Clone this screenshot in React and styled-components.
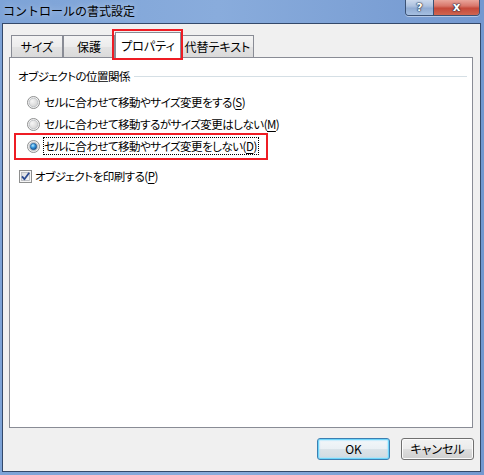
--
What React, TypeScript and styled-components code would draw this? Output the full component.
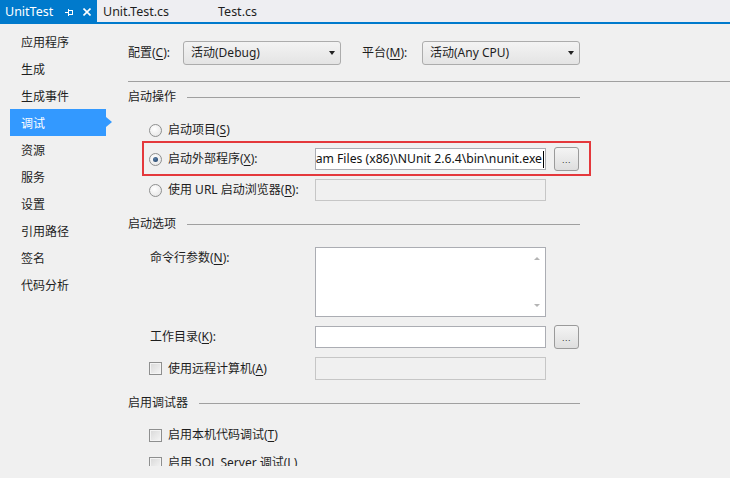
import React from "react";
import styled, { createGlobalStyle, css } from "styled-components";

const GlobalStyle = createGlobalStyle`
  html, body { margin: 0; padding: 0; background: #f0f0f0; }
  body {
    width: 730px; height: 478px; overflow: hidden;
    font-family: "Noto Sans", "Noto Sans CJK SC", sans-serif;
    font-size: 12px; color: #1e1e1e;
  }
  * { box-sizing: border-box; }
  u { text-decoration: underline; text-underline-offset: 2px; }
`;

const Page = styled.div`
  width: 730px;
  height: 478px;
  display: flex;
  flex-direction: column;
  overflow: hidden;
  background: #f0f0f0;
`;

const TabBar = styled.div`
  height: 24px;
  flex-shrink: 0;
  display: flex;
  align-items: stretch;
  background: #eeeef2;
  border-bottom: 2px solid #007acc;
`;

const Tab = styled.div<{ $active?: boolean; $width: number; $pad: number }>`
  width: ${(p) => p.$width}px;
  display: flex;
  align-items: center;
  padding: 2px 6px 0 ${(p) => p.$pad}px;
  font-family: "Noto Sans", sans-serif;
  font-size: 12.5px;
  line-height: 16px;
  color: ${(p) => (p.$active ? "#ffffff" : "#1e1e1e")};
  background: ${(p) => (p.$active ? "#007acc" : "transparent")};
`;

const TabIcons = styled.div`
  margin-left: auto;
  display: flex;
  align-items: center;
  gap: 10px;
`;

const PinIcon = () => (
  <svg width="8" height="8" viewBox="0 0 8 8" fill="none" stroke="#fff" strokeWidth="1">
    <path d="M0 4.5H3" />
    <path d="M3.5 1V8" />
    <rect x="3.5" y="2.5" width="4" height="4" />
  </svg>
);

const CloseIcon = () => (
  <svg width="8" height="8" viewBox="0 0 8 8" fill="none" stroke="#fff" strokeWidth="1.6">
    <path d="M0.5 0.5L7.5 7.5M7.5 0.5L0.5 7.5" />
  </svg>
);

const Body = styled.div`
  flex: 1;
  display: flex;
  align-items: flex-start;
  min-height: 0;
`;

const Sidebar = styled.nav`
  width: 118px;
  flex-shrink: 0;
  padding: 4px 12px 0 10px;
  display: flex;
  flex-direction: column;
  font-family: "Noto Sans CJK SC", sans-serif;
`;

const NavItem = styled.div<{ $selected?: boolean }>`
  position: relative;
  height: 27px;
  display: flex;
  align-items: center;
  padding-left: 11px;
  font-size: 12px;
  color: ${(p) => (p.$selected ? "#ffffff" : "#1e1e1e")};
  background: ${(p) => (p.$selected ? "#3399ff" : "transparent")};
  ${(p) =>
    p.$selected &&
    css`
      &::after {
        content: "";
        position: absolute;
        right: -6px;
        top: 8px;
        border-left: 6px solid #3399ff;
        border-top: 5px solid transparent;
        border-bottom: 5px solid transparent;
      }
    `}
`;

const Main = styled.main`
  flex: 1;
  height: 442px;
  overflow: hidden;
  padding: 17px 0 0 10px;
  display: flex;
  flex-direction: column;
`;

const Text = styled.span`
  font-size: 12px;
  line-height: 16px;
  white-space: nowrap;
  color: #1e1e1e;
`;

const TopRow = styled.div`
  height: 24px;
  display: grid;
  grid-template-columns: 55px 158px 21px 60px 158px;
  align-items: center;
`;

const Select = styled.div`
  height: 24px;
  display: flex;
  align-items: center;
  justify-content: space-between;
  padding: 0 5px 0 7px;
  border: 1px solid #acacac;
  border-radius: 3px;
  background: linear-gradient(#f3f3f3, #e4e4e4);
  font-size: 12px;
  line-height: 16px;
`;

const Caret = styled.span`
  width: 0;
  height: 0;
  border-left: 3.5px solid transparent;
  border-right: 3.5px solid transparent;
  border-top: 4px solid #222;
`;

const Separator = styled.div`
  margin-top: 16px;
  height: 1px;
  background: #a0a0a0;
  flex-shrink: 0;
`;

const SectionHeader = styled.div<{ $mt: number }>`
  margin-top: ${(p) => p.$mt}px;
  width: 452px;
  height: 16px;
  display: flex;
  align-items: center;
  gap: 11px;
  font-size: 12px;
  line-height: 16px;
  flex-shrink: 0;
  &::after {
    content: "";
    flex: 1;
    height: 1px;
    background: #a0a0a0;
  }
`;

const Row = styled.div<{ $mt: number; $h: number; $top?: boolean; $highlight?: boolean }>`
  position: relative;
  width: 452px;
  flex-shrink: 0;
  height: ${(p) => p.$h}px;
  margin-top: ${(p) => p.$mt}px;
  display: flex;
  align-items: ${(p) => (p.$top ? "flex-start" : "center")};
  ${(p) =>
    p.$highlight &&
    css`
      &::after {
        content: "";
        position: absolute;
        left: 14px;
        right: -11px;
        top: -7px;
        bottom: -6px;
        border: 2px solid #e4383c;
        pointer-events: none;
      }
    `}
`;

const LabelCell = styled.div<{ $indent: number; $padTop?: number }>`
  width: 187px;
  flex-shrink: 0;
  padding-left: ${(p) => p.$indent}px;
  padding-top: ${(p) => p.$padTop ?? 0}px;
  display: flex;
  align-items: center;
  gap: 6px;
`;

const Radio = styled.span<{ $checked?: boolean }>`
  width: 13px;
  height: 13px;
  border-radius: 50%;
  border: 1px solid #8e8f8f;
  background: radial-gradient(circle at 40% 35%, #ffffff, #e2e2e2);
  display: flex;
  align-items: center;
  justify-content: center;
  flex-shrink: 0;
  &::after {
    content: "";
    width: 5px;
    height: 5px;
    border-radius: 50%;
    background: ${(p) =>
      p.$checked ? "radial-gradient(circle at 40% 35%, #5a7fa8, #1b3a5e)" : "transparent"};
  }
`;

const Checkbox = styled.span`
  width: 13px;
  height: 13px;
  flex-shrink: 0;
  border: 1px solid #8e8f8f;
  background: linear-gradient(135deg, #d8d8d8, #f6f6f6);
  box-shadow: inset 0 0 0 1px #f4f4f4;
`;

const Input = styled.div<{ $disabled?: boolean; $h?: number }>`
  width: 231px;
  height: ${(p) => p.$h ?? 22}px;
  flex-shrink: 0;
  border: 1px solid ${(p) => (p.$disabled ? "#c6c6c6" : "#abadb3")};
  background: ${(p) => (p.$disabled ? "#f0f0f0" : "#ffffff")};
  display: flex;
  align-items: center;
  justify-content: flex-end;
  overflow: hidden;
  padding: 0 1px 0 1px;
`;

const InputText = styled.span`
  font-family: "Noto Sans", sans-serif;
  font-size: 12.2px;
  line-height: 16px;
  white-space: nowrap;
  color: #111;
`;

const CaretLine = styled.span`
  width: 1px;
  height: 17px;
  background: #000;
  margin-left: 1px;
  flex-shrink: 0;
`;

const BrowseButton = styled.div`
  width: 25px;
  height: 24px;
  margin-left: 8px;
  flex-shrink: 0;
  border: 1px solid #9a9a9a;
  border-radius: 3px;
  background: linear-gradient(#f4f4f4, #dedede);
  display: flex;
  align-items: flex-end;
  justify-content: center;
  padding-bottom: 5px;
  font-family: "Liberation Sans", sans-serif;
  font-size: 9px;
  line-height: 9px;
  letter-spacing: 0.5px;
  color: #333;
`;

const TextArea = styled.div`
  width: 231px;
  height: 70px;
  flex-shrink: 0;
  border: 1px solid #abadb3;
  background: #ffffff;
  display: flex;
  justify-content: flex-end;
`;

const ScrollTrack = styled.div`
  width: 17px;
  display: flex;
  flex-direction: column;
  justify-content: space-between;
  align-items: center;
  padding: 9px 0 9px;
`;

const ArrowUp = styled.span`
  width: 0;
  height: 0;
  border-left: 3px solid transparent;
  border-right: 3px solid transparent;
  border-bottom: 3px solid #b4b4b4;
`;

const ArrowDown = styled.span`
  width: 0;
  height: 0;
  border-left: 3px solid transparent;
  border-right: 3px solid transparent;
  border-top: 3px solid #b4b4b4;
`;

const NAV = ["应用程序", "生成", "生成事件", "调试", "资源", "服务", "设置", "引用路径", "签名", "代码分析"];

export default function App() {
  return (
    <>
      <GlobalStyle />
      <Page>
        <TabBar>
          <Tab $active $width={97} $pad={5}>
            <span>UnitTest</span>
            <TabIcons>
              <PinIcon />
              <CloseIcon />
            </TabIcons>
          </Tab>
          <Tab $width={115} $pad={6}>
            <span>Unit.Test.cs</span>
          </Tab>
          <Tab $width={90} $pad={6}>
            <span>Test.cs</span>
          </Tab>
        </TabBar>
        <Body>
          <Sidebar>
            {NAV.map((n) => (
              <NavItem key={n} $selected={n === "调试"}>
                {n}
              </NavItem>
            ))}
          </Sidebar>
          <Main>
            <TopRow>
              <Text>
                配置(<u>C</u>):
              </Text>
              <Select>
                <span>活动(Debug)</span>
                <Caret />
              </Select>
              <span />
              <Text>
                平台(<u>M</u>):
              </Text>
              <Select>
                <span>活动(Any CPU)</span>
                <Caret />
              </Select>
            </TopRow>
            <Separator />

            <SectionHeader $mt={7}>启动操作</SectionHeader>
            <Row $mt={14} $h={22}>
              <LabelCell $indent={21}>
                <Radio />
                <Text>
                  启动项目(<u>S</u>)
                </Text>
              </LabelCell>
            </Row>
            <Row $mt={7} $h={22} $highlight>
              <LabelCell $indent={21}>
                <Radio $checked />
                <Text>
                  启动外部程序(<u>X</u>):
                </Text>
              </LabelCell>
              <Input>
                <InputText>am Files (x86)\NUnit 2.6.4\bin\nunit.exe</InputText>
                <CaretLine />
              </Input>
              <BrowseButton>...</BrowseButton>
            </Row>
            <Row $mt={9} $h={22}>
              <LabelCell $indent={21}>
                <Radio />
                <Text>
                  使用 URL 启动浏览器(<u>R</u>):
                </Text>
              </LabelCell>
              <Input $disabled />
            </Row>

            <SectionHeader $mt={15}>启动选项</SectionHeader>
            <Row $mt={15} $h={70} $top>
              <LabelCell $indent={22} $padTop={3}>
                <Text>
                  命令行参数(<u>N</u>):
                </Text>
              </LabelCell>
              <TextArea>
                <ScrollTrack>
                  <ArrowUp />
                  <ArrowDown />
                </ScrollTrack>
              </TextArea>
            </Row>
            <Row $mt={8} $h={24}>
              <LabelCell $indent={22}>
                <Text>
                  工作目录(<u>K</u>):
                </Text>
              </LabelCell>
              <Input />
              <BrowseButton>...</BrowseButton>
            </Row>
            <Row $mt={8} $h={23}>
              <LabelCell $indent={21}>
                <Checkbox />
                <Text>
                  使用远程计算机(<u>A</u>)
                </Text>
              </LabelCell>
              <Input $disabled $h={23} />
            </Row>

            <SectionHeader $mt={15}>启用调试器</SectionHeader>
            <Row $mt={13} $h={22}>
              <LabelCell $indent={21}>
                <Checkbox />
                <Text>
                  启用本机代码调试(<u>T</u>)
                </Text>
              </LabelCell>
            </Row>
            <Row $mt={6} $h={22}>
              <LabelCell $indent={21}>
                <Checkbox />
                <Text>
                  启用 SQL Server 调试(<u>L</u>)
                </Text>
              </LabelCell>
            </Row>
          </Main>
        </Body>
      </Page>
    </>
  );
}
--
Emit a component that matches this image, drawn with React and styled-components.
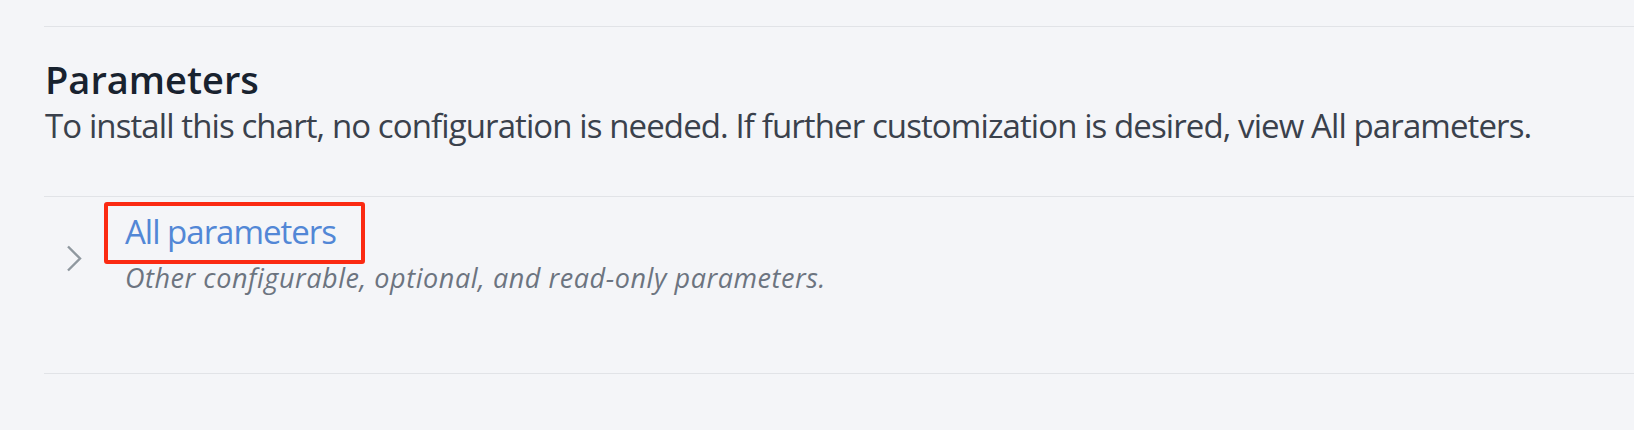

=== Directive ===
Pick out the lines above containing the word "this", then copy them.

=== Completed task ===
Clone this screenshot in React and styled-components.
What React, TypeScript and styled-components code would draw this? Output the full component.
Emit a component that matches this image, drawn with React and styled-components.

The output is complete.